● Objective
Count how many lines in this material contain "styles". The answer is that number alone.

** start Source excerpt **

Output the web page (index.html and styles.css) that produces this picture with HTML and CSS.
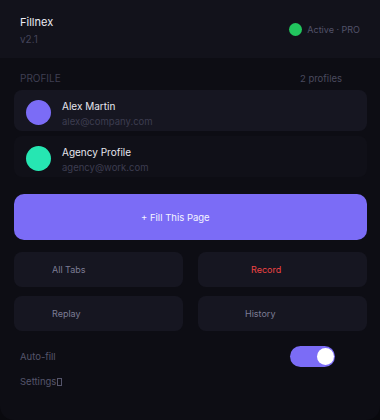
FILE: index.html
```html
<!DOCTYPE html>
<html lang="en">
<head>
<meta charset="utf-8">
<title>Fillnex</title>
<link rel="stylesheet" href="styles.css">
</head>
<body>
<div class="popup">
  <header class="header">
    <div class="brand">
      <div class="brand-name">Fillnex</div>
      <div class="brand-version">v2.1</div>
    </div>
    <div class="status">
      <span class="status-dot"></span>
      <span class="status-text">Active · PRO</span>
    </div>
  </header>

  <main class="main">
    <div class="section-head">
      <span>PROFILE</span>
      <span class="section-count">2 profiles</span>
    </div>

    <div class="profiles">
      <div class="profile profile-active">
        <span class="avatar avatar-purple"></span>
        <div class="profile-info">
          <div class="profile-name">Alex Martin</div>
          <div class="profile-email">alex@company.com</div>
        </div>
      </div>
      <div class="profile">
        <span class="avatar avatar-teal"></span>
        <div class="profile-info">
          <div class="profile-name">Agency Profile</div>
          <div class="profile-email">agency@work.com</div>
        </div>
      </div>
    </div>

    <button class="fill-btn">+ Fill This Page</button>

    <div class="actions">
      <button class="action action-alltabs">All Tabs</button>
      <button class="action action-record">Record</button>
      <button class="action action-replay">Replay</button>
      <button class="action action-history">History</button>
    </div>
  </main>

  <div class="setting-row">
    <span class="setting-label">Auto-fill</span>
    <span class="toggle"><span class="toggle-knob"></span></span>
  </div>
  <div class="settings-link">Settings<span class="tofu"></span></div>
</div>
</body>
</html>
```

FILE: styles.css
```css
html, body {
  margin: 0;
  padding: 0;
  background: #09090e;
}

body {
  width: 380px;
  height: 420px;
  overflow: hidden;
  font-family: Inter, "Noto Sans", sans-serif;
  font-size: 10px;
  color: #e4e4ec;
}

.popup {
  width: 380px;
  height: 420px;
  background: #0d0d14;
  border-radius: 0 0 14px 14px;
  overflow: hidden;
}

.header {
  height: 58px;
  box-sizing: border-box;
  background: #12121b;
  display: flex;
  align-items: center;
  justify-content: space-between;
  padding: 0 20px 0 20px;
}

.brand {
  padding-top: 3px;
}

.brand-name {
  font-size: 11px;
  line-height: 14px;
  color: #ececf3;
}

.brand-version {
  font-size: 10px;
  line-height: 14px;
  margin-top: 3px;
  color: #44445a;
}

.status {
  display: flex;
  align-items: center;
  gap: 5px;
}

.status-dot {
  width: 13px;
  height: 13px;
  border-radius: 50%;
  background: #22c55e;
}

.status-text {
  font-size: 9px;
  color: #53536a;
}

.main {
  padding: 13px 13px 0 14px;
}

.section-head {
  display: flex;
  justify-content: space-between;
  margin: 0 25px 0 6px;
  font-size: 10px;
  line-height: 15px;
  color: #3f3f52;
}

.section-count {
  font-size: 9.5px;
  color: #4a4a5e;
}

.profiles {
  margin-top: 4px;
  display: flex;
  flex-direction: column;
  gap: 5px;
}

.profile {
  height: 41px;
  box-sizing: border-box;
  padding: 10px 12px 0 12px;
  border-radius: 8px;
  background: #101018;
  display: flex;
  align-items: flex-start;
  gap: 11px;
}

.profile-active {
  background: #161621;
}

.avatar {
  width: 25px;
  height: 25px;
  border-radius: 50%;
  flex: none;
}

.avatar-purple {
  background: #7b6cf6;
}

.avatar-teal {
  background: #26e6b2;
}

.profile-name {
  font-size: 10px;
  line-height: 13px;
  color: #e6e6ee;
}

.profile-email {
  font-size: 9.5px;
  line-height: 13px;
  margin-top: 2px;
  color: #3d3d50;
}

.fill-btn {
  display: flex;
  align-items: center;
  width: 100%;
  height: 46px;
  margin-top: 17px;
  padding: 0 0 0 127px;
  border: none;
  border-radius: 10px;
  background: #7b6cf6;
  color: #f4f4ff;
  font-family: inherit;
  font-size: 9.5px;
}

.actions {
  margin-top: 12px;
  display: grid;
  grid-template-columns: 1fr 1fr;
  column-gap: 15px;
  row-gap: 9px;
}

.action {
  display: flex;
  align-items: center;
  height: 35px;
  border: none;
  border-radius: 8px;
  background: #161621;
  color: #7c7c94;
  font-family: inherit;
  font-size: 9px;
  padding: 0;
}

.action-alltabs,
.action-replay {
  padding-left: 38px;
}

.action-record {
  padding-left: 53px;
  color: #ef4444;
}

.action-history {
  padding-left: 47px;
}

.setting-row {
  display: flex;
  align-items: center;
  justify-content: space-between;
  padding: 0 45px 0 20px;
  margin-top: 15px;
  height: 21px;
}

.setting-label {
  font-size: 9.5px;
  color: #55556b;
}

.toggle {
  width: 45px;
  height: 21px;
  border-radius: 11px;
  background: #7b6cf6;
  display: flex;
  align-items: center;
  justify-content: flex-end;
  padding-right: 1px;
  box-sizing: border-box;
}

.toggle-knob {
  width: 17px;
  height: 17px;
  border-radius: 50%;
  background: #ffffff;
}

.settings-link {
  display: flex;
  align-items: center;
  margin: 7px 0 0 20px;
  font-size: 9.5px;
  line-height: 15px;
  color: #55556b;
}

.tofu {
  width: 3px;
  height: 6px;
  margin-left: 1px;
  border: 1px solid #55556b;
}
```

** end Source excerpt **

● The output
3